Our dirt track quickly narrowed with the bushes encroaching on us and cracks and potholes causing extra hazards. We took it slow though and were so grateful to have a 4×4 which enabled us to access an area of the lake totally untouched by the big motorhomes. The road came to an end in a forested area and we wandered down to the lake shore. The ground was rather slanted but the location was stunning so we agreed to pitch up right by the lake. The tent we were borrowing clearly hadn’t been used in a while as the zip was totally jammed and covered in a salty crust. Thankfully, I’m a genius, and I threw a handful of lake water (a couple of drops by the time I reached the tent) onto the zip and it slowly eased up. Instead of sleeping bags we had a couple of plush duvets and felt like rather posh campers.
It was still warm outside at 6pm so we ran into the lake for a refreshing dip. There were a few creepy weeds that occasionally brushed past my legs but I was happy that the water was clear and actually warmer than the pool at the house where we volunteer. We put our beach towels on the ground and enjoyed some beers and dinner while watching the sun set. The few clouds in the sky soon began to look like cotton candy and the lake settled in a glassy surface.

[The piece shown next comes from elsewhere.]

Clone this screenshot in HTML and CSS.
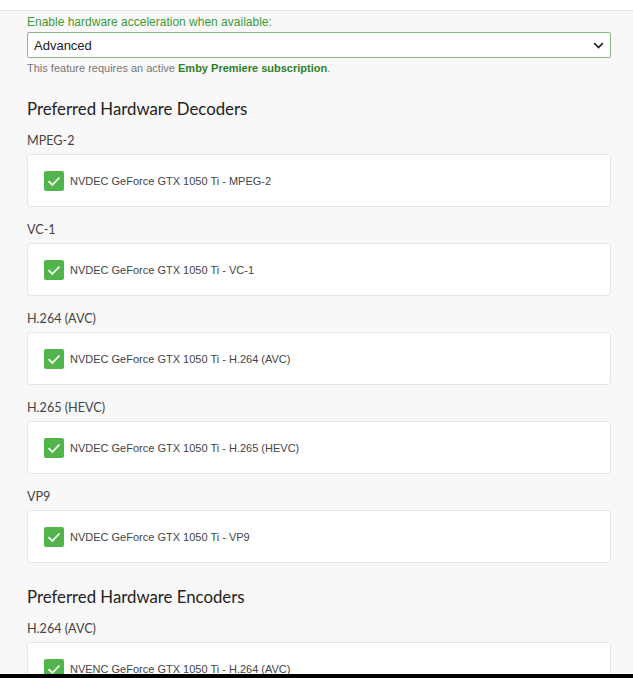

In true tenting style we slept horrendously. The slanted ground and protruding rocks in our backs made for a very uncomfortable and sleepless night but at least we woke up to a beautiful morning. The sun was up, the lake was flat and the hills were reflected in the water. As we exited the tent and began organising our stuff Craig squealed like a little girl because a rather large spider was on our tent bag. We spent a while trying to use a pole to lift the bag and shake the spider off, until the damn thing just vanished. After a morning swim and some breakfast we left our wonderful little camp location – what a treat camping for free in such an amazing location! I hope any future campers continue to respect the area and leave nothing but footprints.
Today we were heading west to Lagos as I desperately wanted to see Ponta da Piedade. The weather was perfect and it was our first calm day at the coast. A narrow, dusty trail led steeply up to a ledge where we got a birds eye view down to Ponta da Piedade. It was basically a group of rock formations with arches and yellow rocks rising up to 20 meters high. They formed a calm grotto area with clear, turquoise water where boats moored up ready to take tourists along the coastline. We also ventured around the other side of the cliffs to get a different vantage point. We were surprised to see frail looking ropes dangling down sheer edges where people have previously hiked. There were wild flowers growing along the arid ground and as we ventured further afield we came across a deep hole in the ground leading to a hidden grotto which kayakers were paddling through.
Steps led down to the bottom of Ponta da Piedade but it was definitely more impressive from above. We then headed to Praia Do Camilo which was a stunning beach, probably the prettiest one we’ve been to in Portugal. The sea was calm and clear with people frolicking in the water. Before we headed down the 100 or so steps we wandered along the coastal trail, past terracotta coloured hoodoos and views of the coast. The beach was pretty busy as it was the Easter weekend, but we found a nice spot to sunbathe and enjoy our picnic. Once the sun began to cook us we ran into the sea and had quite a shock to the system – the water was freezing!! It felt like we were swimming in the Arctic and we just managed a brisk dunk and ran back out. Our bodies actually tingled afterwards but we did it all again once we heated up in the sun. We really loved this area of the Algarve, the coastline around Lagos was particularly beautiful and full of amazing viewpoints. We’re excited to explore a new area on our next days off though.